TW:   If you could do one thing with your writing, what would it be?

YA:   Provoke thought. I think we live in a time where people prefer work to constantly reaffirm what they already think and feel; whilst there is value in that to an extent, a lack of interrogation of what we believe stymies growth. Personally, I like to challenge and be challenged.

TW:   Who are the writers who have shaped you?

YA:   All my life I have been inspired by writers whose work is authentic and probing. As a child, my favourite author was Jacqueline Wilson, whose books focused on working class experiences that were so often left out of children’s books. When I got older, the work of bell hooks, Patricia Hill Collins and Margaret Atwood ushered in my feminist awakening. More recently, the work of Tayari Jones and Kiley Reid informed stylistic choices I made in my debut novel. I also find myself buoyed by the work of my contemporaries like Vicky Spratt, Nadine White, Jason Okundaye and Africa Brooke to name a few, who put their heads above the parapet and write about complex, thought provoking things with nuance and layers (a lost art online!).

TW:   What book would you pass on?

YA:   A book I hugely recommend is Exciting Times by Naoise Dolan – a wry, biting romcom that I read during lockdown and has stayed with me ever since.

TW:   As a Londoner, where is your favourite culturally curious spot?

YA:   I love Opera Holland Park, which is a bit of a hidden gem for opera fans.

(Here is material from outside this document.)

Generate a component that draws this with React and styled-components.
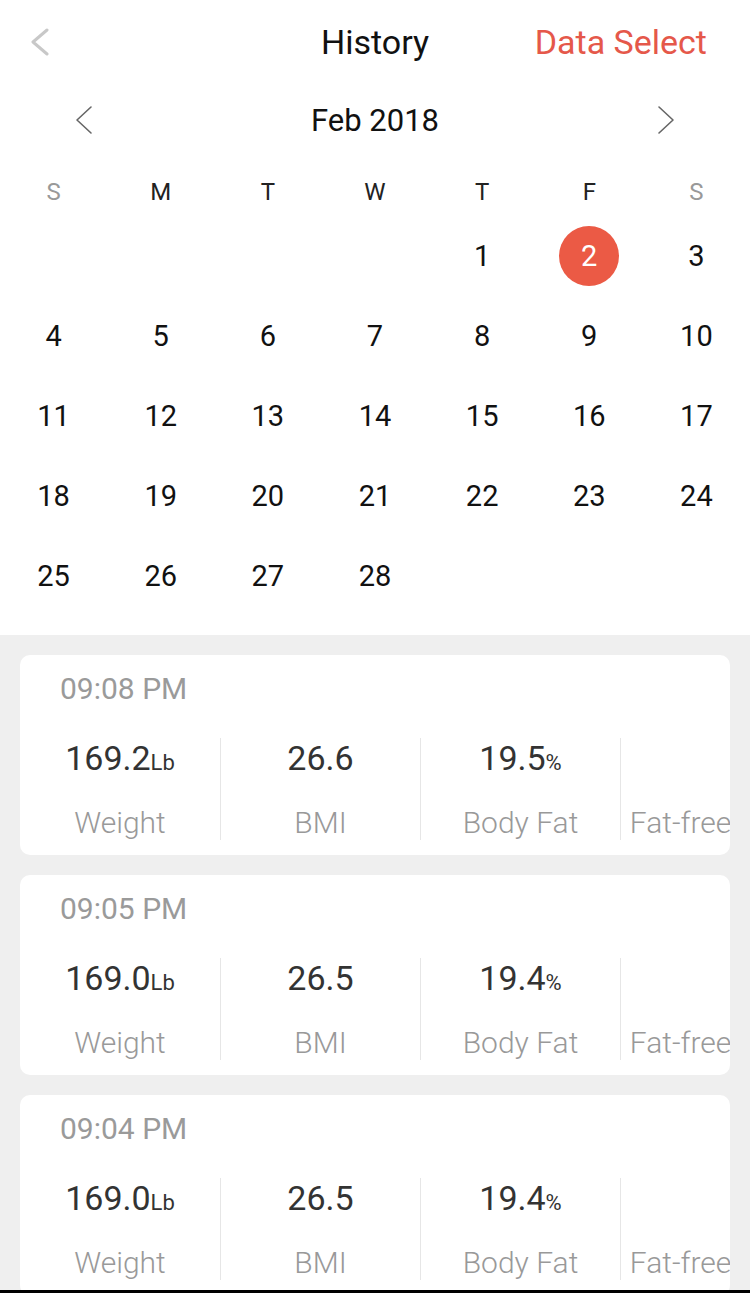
import styled, { createGlobalStyle } from "styled-components";

const GlobalStyle = createGlobalStyle`
  html, body {
    margin: 0;
    padding: 0;
    background: #fff;
  }
  body {
    font-family: Roboto, "Liberation Sans", sans-serif;
  }
`;

const Screen = styled.div`
  width: 750px;
  height: 1293px;
  box-sizing: border-box;
  border-bottom: 3px solid #000;
  overflow: hidden;
  background: #efefef;
  display: flex;
  flex-direction: column;
`;

const Top = styled.div`
  background: #fff;
  padding-bottom: 19px;
`;

const Header = styled.div`
  height: 84px;
  display: grid;
  grid-template-columns: 1fr auto 1fr;
  align-items: center;
  padding: 0 43px;
`;

const Back = styled.div`
  display: flex;
  align-items: center;
  margin-left: -12px;
`;

const Title = styled.div`
  font-size: 34px;
  color: #111;
`;

const Action = styled.div`
  justify-self: end;
  font-size: 34px;
  color: #e5584a;
`;

const MonthRow = styled.div`
  height: 72px;
  display: flex;
  align-items: center;
  justify-content: space-between;
  padding: 0 75px;
`;

const Month = styled.div`
  font-size: 31px;
  color: #111;
`;

const Grid = styled.div`
  display: grid;
  grid-template-columns: repeat(7, 1fr);
`;

const Weekday = styled.div`
  height: 49px;
  margin-top: 11px;
  display: flex;
  align-items: center;
  justify-content: center;
  font-size: 24px;
  color: ${(p) => (p.$weekend ? "#999" : "#222")};
`;

const Day = styled.div`
  height: 80px;
  display: flex;
  align-items: center;
  justify-content: center;
  font-size: 29px;
  color: #111;
`;

const Selected = styled.span`
  width: 60px;
  height: 60px;
  border-radius: 50%;
  background: #eb5a45;
  color: #fff;
  display: flex;
  align-items: center;
  justify-content: center;
`;

const List = styled.div`
  padding: 20px;
  display: flex;
  flex-direction: column;
  gap: 20px;
`;

const Card = styled.div`
  background: #fff;
  border-radius: 10px;
  height: 200px;
  flex-shrink: 0;
  overflow: hidden;
  display: flex;
  flex-direction: column;
`;

const Time = styled.div`
  font-size: 30px;
  color: #9a9a9a;
  padding: 16px 0 0 40px;
  height: 63px;
  box-sizing: border-box;
`;

const Stats = styled.div`
  display: flex;
  padding-top: 20px;
`;

const Stat = styled.div`
  width: 200px;
  flex-shrink: 0;
  height: 102px;
  display: flex;
  flex-direction: column;
  align-items: center;
  box-sizing: border-box;
  border-left: ${(p) => (p.$first ? "none" : "1px solid #e6e6e6")};
`;

const Value = styled.div`
  font-size: 34px;
  color: #333;
  height: 42px;
  white-space: nowrap;
`;

const Unit = styled.span`
  font-size: 22px;
`;

const Label = styled.div`
  font-size: 30px;
  font-weight: 300;
  color: #999;
  margin-top: 25px;
  white-space: nowrap;
`;

const Chevron = ({ dir = "left", color, width = 16, height = 28, stroke = 2 }) => (
  <svg width={width} height={height} viewBox={`0 0 ${width} ${height}`} fill="none">
    <path
      d={
        dir === "left"
          ? `M${width - 2} 2 L2 ${height / 2} L${width - 2} ${height - 2}`
          : `M2 2 L${width - 2} ${height / 2} L2 ${height - 2}`
      }
      stroke={color}
      strokeWidth={stroke}
      strokeLinecap="round"
      strokeLinejoin="round"
    />
  </svg>
);

const weekdays = ["S", "M", "T", "W", "T", "F", "S"];
const days = [null, null, null, null, 1, 2, 3];
for (let d = 4; d <= 28; d++) days.push(d);

const records = [
  { time: "09:08 PM", weight: "169.2", bmi: "26.6", fat: "19.5" },
  { time: "09:05 PM", weight: "169.0", bmi: "26.5", fat: "19.4" },
  { time: "09:04 PM", weight: "169.0", bmi: "26.5", fat: "19.4" },
];

export default function App() {
  return (
    <>
      <GlobalStyle />
      <Screen>
        <Top>
          <Header>
            <Back>
              <Chevron color="#c8c8c8" width={18} height={28} stroke={3} />
            </Back>
            <Title>History</Title>
            <Action>Data Select</Action>
          </Header>
          <MonthRow>
            <Chevron color="#666" width={18} height={30} stroke={1.6} />
            <Month>Feb 2018</Month>
            <Chevron dir="right" color="#666" width={18} height={30} stroke={1.6} />
          </MonthRow>
          <Grid>
            {weekdays.map((w, i) => (
              <Weekday key={i} $weekend={i === 0 || i === 6}>
                {w}
              </Weekday>
            ))}
            {days.map((d, i) => (
              <Day key={i}>{d === 2 ? <Selected>2</Selected> : d}</Day>
            ))}
          </Grid>
        </Top>
        <List>
          {records.map((r, i) => (
            <Card key={i}>
              <Time>{r.time}</Time>
              <Stats>
                <Stat $first>
                  <Value>
                    {r.weight}
                    <Unit>Lb</Unit>
                  </Value>
                  <Label>Weight</Label>
                </Stat>
                <Stat>
                  <Value>{r.bmi}</Value>
                  <Label>BMI</Label>
                </Stat>
                <Stat>
                  <Value>
                    {r.fat}
                    <Unit>%</Unit>
                  </Value>
                  <Label>Body Fat</Label>
                </Stat>
                <Stat>
                  <Value />
                  <Label>Fat-free Mass</Label>
                </Stat>
              </Stats>
            </Card>
          ))}
        </List>
      </Screen>
    </>
  );
}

It’s a marquee for open-air opera performances in the park that only opens during the summer and when the weather is at its best, it’s a completely unmatched evening.

TW:   Who is your ultimate Monday muse?

TW:   June Sarpong – she has so many strings to her bow, is super supportive and always looks amazing whilst doing it all! She is proof you can very much be a nice person and make it to the top and her work ethic is a constant inspiration.